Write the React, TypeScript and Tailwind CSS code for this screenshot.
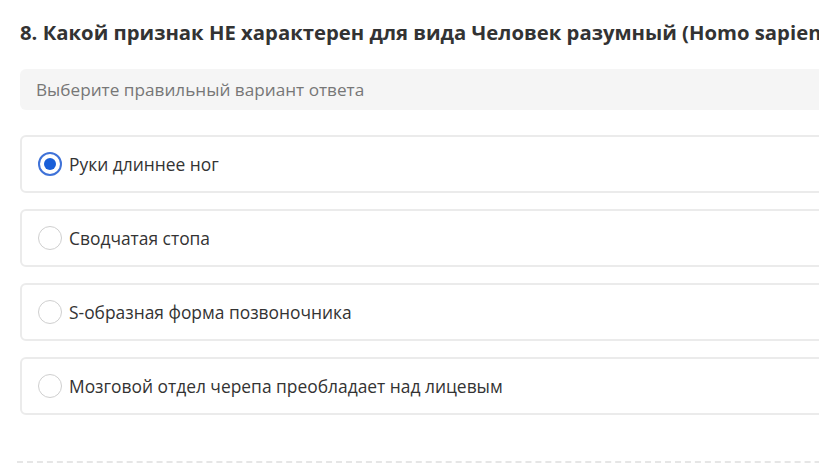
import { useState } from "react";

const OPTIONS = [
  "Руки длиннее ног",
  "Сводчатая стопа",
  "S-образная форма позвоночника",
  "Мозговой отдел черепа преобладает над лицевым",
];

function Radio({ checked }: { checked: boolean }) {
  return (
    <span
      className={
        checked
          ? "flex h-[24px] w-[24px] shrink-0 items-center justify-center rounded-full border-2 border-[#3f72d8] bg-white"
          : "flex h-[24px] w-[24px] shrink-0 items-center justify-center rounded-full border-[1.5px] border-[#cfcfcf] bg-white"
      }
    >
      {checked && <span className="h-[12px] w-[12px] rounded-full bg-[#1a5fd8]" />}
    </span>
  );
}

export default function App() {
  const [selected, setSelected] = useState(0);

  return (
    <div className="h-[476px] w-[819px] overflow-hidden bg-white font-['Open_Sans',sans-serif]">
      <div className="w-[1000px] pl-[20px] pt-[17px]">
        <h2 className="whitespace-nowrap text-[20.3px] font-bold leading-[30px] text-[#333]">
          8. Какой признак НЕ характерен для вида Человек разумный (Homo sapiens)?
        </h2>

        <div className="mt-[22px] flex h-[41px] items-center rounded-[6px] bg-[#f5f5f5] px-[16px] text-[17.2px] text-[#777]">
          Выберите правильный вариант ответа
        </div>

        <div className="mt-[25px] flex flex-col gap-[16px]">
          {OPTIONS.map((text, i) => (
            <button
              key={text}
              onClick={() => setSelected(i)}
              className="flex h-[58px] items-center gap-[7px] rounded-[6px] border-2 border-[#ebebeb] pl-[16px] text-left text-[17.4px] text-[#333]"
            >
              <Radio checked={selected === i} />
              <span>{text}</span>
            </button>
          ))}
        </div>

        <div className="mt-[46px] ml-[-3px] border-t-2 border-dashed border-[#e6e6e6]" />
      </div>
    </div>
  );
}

+--

• Task objective
Without the pictures, retype the whole of the material above exactly.

• Expected answer
Write the React, TypeScript and Tailwind CSS code for this screenshot.
import { useState } from "react";

const OPTIONS = [
  "Руки длиннее ног",
  "Сводчатая стопа",
  "S-образная форма позвоночника",
  "Мозговой отдел черепа преобладает над лицевым",
];

function Radio({ checked }: { checked: boolean }) {
  return (
    <span
      className={
        checked
          ? "flex h-[24px] w-[24px] shrink-0 items-center justify-center rounded-full border-2 border-[#3f72d8] bg-white"
          : "flex h-[24px] w-[24px] shrink-0 items-center justify-center rounded-full border-[1.5px] border-[#cfcfcf] bg-white"
      }
    >
      {checked && <span className="h-[12px] w-[12px] rounded-full bg-[#1a5fd8]" />}
    </span>
  );
}

export default function App() {
  const [selected, setSelected] = useState(0);

  return (
    <div className="h-[476px] w-[819px] overflow-hidden bg-white font-['Open_Sans',sans-serif]">
      <div className="w-[1000px] pl-[20px] pt-[17px]">
        <h2 className="whitespace-nowrap text-[20.3px] font-bold leading-[30px] text-[#333]">
          8. Какой признак НЕ характерен для вида Человек разумный (Homo sapiens)?
        </h2>

        <div className="mt-[22px] flex h-[41px] items-center rounded-[6px] bg-[#f5f5f5] px-[16px] text-[17.2px] text-[#777]">
          Выберите правильный вариант ответа
        </div>

        <div className="mt-[25px] flex flex-col gap-[16px]">
          {OPTIONS.map((text, i) => (
            <button
              key={text}
              onClick={() => setSelected(i)}
              className="flex h-[58px] items-center gap-[7px] rounded-[6px] border-2 border-[#ebebeb] pl-[16px] text-left text-[17.4px] text-[#333]"
            >
              <Radio checked={selected === i} />
              <span>{text}</span>
            </button>
          ))}
        </div>

        <div className="mt-[46px] ml-[-3px] border-t-2 border-dashed border-[#e6e6e6]" />
      </div>
    </div>
  );
}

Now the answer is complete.